Bem ou mal, ainda que tardia, a reação está andando. A imprensa caminha em algumas direções e cobre com mais atenção e profundidade os movimentos dos novos impérios de tecnologia. Mas é possível fazer mais. É essa a proposta desta reunião promovida pelo Instituto de Estudos Avançados da USP. Vamos discutir o passado recente e o presente, refletindo sobre o futuro com a perspectiva de contribuir para ampliação, aceleramento e foco do caminhar da imprensa. Não há dúvida de que daqui para a frente a formação da opinião pública será cada vez mais autônoma, fragmentada e complexa. O desafio é ocupar os espaços dos fluxos de informação civilizatórios para enfrentar os da barbárie, hoje mais organizados do que a imprensa nas plataformas e nas redes sociais, e disputar espaço de forma contundente, tendo como premissa a razão para conquistar os fluxos de atenção da opinião púbica.
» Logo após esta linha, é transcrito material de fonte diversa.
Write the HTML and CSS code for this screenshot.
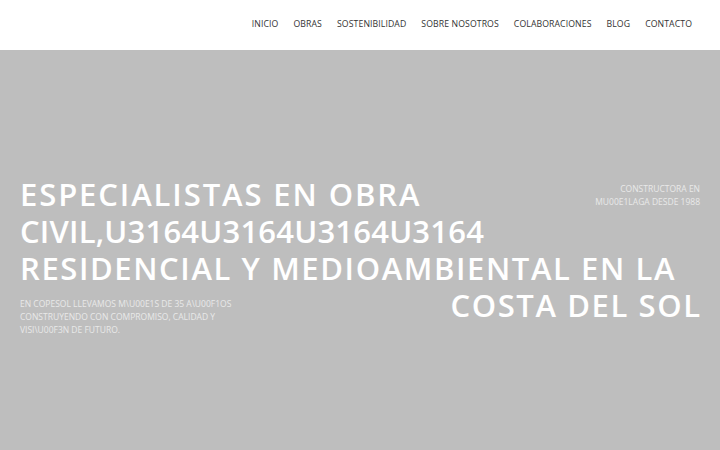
FILE: index.html
```html
<!DOCTYPE html>
<html lang="es">
<head>
<meta charset="utf-8">
<title>Copesol</title>
<link rel="stylesheet" href="styles.css">
</head>
<body>
<header class="site-header">
  <nav class="main-nav">
    <a href="#">INICIO</a>
    <a href="#">OBRAS</a>
    <a href="#">SOSTENIBILIDAD</a>
    <a href="#">SOBRE NOSOTROS</a>
    <a href="#">COLABORACIONES</a>
    <a href="#">BLOG</a>
    <a href="#">CONTACTO</a>
  </nav>
</header>
<section class="hero">
  <div class="hero-inner">
    <div class="title-top">
      <p class="tagline">CONSTRUCTORA EN<br>MU00E1LAGA DESDE 1988</p>
      <h1 class="title">
        <span class="line line-wide">ESPECIALISTAS EN OBRA</span>
        <span class="line line-num">CIVIL,U3164U3164U3164U3164</span>
        <span class="line">RESIDENCIAL Y MEDIOAMBIENTAL EN LA</span>
      </h1>
    </div>
    <div class="bottom-row">
      <p class="lead">EN COPESOL LLEVAMOS M\U00E1S DE 35 A\U00F1OS CONSTRUYENDO CON COMPROMISO, CALIDAD Y VISI\U00F3N DE FUTURO.</p>
      <span class="title title-end">COSTA DEL SOL</span>
    </div>
  </div>
</section>
</body>
</html>
```
FILE: styles.css
```css
* { box-sizing: border-box; }
html, body { margin: 0; padding: 0; }
body {
  width: 720px;
  height: 450px;
  overflow: hidden;
  font-family: "Open Sans", "DejaVu Sans", sans-serif;
  background: #bebebe;
}
.site-header {
  height: 50px;
  background: #ffffff;
  display: flex;
  align-items: center;
  justify-content: flex-end;
  padding: 0 28px 2px 0;
}
.main-nav {
  display: flex;
  gap: 15px;
}
.main-nav a {
  color: #333333;
  text-decoration: none;
  font-size: 8.7px;
  font-weight: 500;
  letter-spacing: 0.1px;
}
.hero {
  height: 400px;
  display: flex;
  flex-direction: column;
  justify-content: center;
  padding: 12px 20px 0 20px;
}
.hero-inner { display: flex; flex-direction: column; }
.title-top { display: flow-root; }
.tagline {
  float: right;
  margin: 6px 0 0 0;
  text-align: right;
  color: #e9e9e9;
  font-size: 8.5px;
  line-height: 13px;
}
.title {
  margin: 0;
  color: #ffffff;
  font-size: 31px;
  font-weight: 600;
  line-height: 37px;
  letter-spacing: 1.6px;
}
.title .line { display: block; }
.title .line-wide { letter-spacing: 1.9px; }
.title .line-num { letter-spacing: 0.2px; }
.bottom-row {
  display: flex;
  justify-content: space-between;
  align-items: flex-start;
}
.lead {
  margin: 10px 0 0 0;
  width: 230px;
  color: #e9e9e9;
  font-size: 8.5px;
  line-height: 13px;
}
.title-end { display: block; margin-right: -1.6px; }
```
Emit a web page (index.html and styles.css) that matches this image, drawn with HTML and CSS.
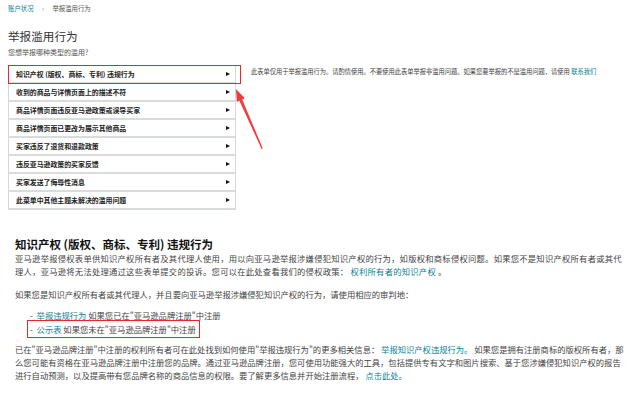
FILE: index.html
```html
<!DOCTYPE html>
<html lang="zh-CN">
<head>
  <meta charset="UTF-8" />
  <title>举报滥用行为</title>
  <link rel="stylesheet" href="styles.css">
</head>
<body>
  <div class="crumbs">
    <a href="#">账户状况</a>
    <span class="sep">›</span>
    <span>举报滥用行为</span>
  </div>

  <h1 class="title">举报滥用行为</h1>
  <div class="sub">您想举报哪种类型的滥用?</div>

  <div class="top">
    <div class="menu">
      <div class="row active">知识产权 (版权、商标、专利) 违规行为<i class="tri"></i></div>
      <div class="row">收到的商品与详情页面上的描述不符<i class="tri"></i></div>
      <div class="row">商品详情页面违反亚马逊政策或误导买家<i class="tri"></i></div>
      <div class="row">商品详情页面已更改为展示其他商品<i class="tri"></i></div>
      <div class="row">买家违反了退货和退款政策<i class="tri"></i></div>
      <div class="row">违反亚马逊政策的买家反馈<i class="tri"></i></div>
      <div class="row">买家发送了侮辱性消息<i class="tri"></i></div>
      <div class="row">此菜单中其他主题未解决的滥用问题<i class="tri"></i></div>
    </div>
    <div class="note">此表单仅用于举报滥用行为。请酌情使用。不要使用此表单举报非滥用问题。如果您要举报的不是滥用问题，请使用 <a href="#">联系我们</a></div>
  </div>

  <!-- annotation arrow -->
  <svg class="arrow" width="40" height="70" viewBox="0 0 40 70">
    <polygon points="6,4 14.8,13.2 12.2,14.6 32.8,63.5 31.6,64 9.4,15.8 6.8,17" fill="#f23b3b"/>
  </svg>

  <div class="section">
    <h2>知识产权 (版权、商标、专利) 违规行为</h2>
    <p class="intro">亚马逊举报侵权表单供知识产权所有者及其代理人使用，用以向亚马逊举报涉嫌侵犯知识产权的行为，如版权和商标侵权问题。如果您不是知识产权所有者或其代理人，亚马逊将无法处理通过这些表单提交的投诉。您可以在此处查看我们的侵权政策： <a href="#">权利所有者的知识产权</a> 。</p>
    <p class="gap">如果您是知识产权所有者或其代理人，并且要向亚马逊举报涉嫌侵犯知识产权的行为，请使用相应的审判地：</p>
    <ul>
      <li>-&nbsp; <a href="#">举报违规行为</a> 如果您已在"亚马逊品牌注册"中注册</li>
      <li><span class="mark">-&nbsp; <a href="#">公示表</a> 如果您未在"亚马逊品牌注册"中注册</span></li>
    </ul>
    <p>已在"亚马逊品牌注册"中注册的权利所有者可在此处找到如何使用"举报违规行为"的更多相关信息： <a href="#">举报知识产权违规行为。</a> 如果您是拥有注册商标的版权所有者，那么您可能有资格在亚马逊品牌注册中注册您的品牌。通过亚马逊品牌注册，您可使用功能强大的工具，包括提供专有文字和图片搜索、基于您涉嫌侵犯知识产权的报告进行自动预测，以及提高带有您品牌名称的商品信息的权限。要了解更多信息并开始注册流程， <a href="#">点击此处。</a></p>
  </div>
</body>
</html>
```

FILE: styles.css
```css
body {
  margin: 0;
  background: #fff;
  color: #444;
  font-family: "Noto Sans CJK SC", "Noto Sans", sans-serif;
  position: relative;
}

a {
  color: #0a8297;
  text-decoration: none;
}

.crumbs {
  padding: 4px 8px 0;
  font-size: 6.4px;
  line-height: 10px;
  color: #555;
}

.crumbs .sep {
  margin: 0 7px;
  color: #666;
}

.title {
  margin: 14px 8px 0;
  font-size: 11.6px;
  line-height: 16px;
  font-weight: normal;
  color: #333;
}

.sub {
  margin: 3px 8px 0;
  font-size: 7px;
  line-height: 10px;
  color: #555;
}

.top {
  display: flex;
  gap: 15px;
  margin: 8px 8px 0;
}

.menu {
  box-sizing: border-box;
  width: 228px;
  flex-shrink: 0;
  border: 1px solid #d5d9d9;
  border-bottom: none;
}

.row {
  position: relative;
  display: flex;
  align-items: center;
  justify-content: space-between;
  height: 16px;
  padding: 0 5px 0 7px;
  border-bottom: 2px solid #d8dcdc;
  font-size: 6.9px;
  font-weight: bold;
  color: #222;
}

.row.active::after {
  content: "";
  position: absolute;
  left: -1px;
  right: -6px;
  top: -1px;
  bottom: -2px;
  border: 1.5px solid #e8262b;
}

.tri {
  width: 0;
  height: 0;
  border-left: 4px solid #111;
  border-top: 2.5px solid transparent;
  border-bottom: 2.5px solid transparent;
}

.note {
  padding-top: 2px;
  font-size: 6.25px;
  line-height: 10px;
  color: #444;
}

.arrow {
  position: absolute;
  left: 230px;
  top: 85px;
}

.section {
  padding: 0 15px;
  margin-top: 26px;
}

h2 {
  margin: 0;
  font-size: 11.5px;
  line-height: 16px;
  font-weight: bold;
  color: #111;
}

p {
  margin: 0;
  font-size: 8.3px;
  line-height: 13px;
}

p.intro {
  letter-spacing: 0.25px;
}

p.gap {
  margin: 9.5px 0 7px;
}

ul {
  list-style: none;
  margin: 0 0 7.5px;
  padding-left: 15px;
}

li {
  font-size: 8.3px;
  line-height: 14px;
}

.mark {
  outline: 1.5px solid #e8262b;
  outline-offset: 2px;
  padding-right: 1px;
}
```
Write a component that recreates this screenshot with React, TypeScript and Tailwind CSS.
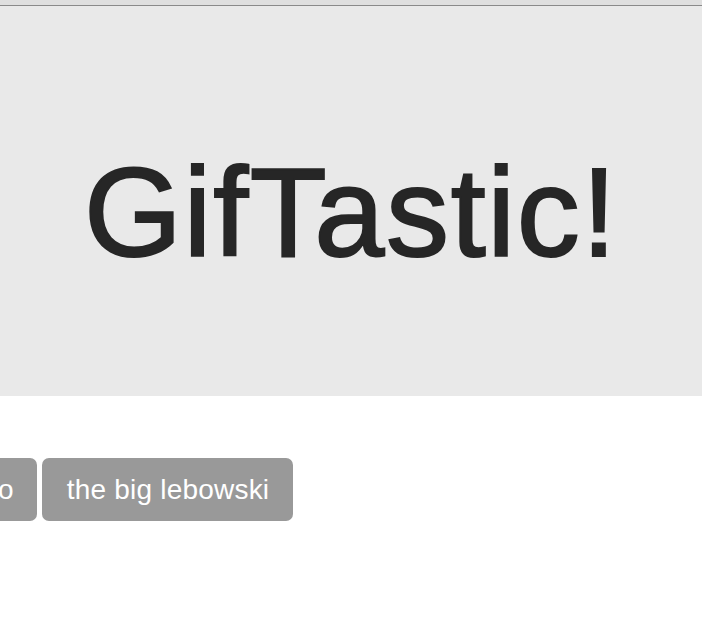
export default function App() {
  return (
    <div className="min-h-[630px] w-full overflow-hidden bg-white font-['Liberation_Sans',Arial,sans-serif]">
      <div className="h-[6px] border-b border-[#8a8a8a] bg-[#dfdfdf]" />
      <header className="h-[390px] bg-[#e9e9e9] pt-[144px]">
        <h1 className="text-center text-[126px] leading-none font-normal tracking-[1.6px] text-[#262626] [-webkit-text-stroke:2px_#262626]">
          GifTastic!
        </h1>
      </header>
      <div className="mt-[62px] -ml-[77px] flex gap-[5px]">
        <button className="h-[63px] shrink-0 rounded-[7px] bg-[#999999] pr-[23px] pl-[26px] text-[28px] tracking-[0.2px] text-white">
          fargo
        </button>
        <button className="h-[63px] shrink-0 rounded-[7px] bg-[#999999] pr-[24px] pl-[25px] text-[28px] tracking-[0.2px] text-white">
          the big lebowski
        </button>
      </div>
    </div>
  );
}
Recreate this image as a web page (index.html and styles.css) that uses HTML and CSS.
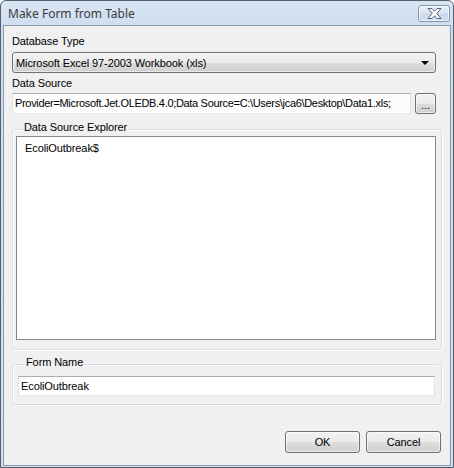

A alternativa é jogar a toalha e brincar de influenciador, o lobo solitário, explorando a ignorância do público e contribuindo para que a balbúrdia do novo ecossistema de comunicação da sociedade seja um fenômeno permanente e dominante, com as forças da barbárie comandando o processo. No Brasil, muito bem representadas pela rede social dos Bolsonaro, a mais organizada do País (ninguém tem o controle de uma rede social, mas pode ter o domínio como geralmente ocorre nas redes estimuladas).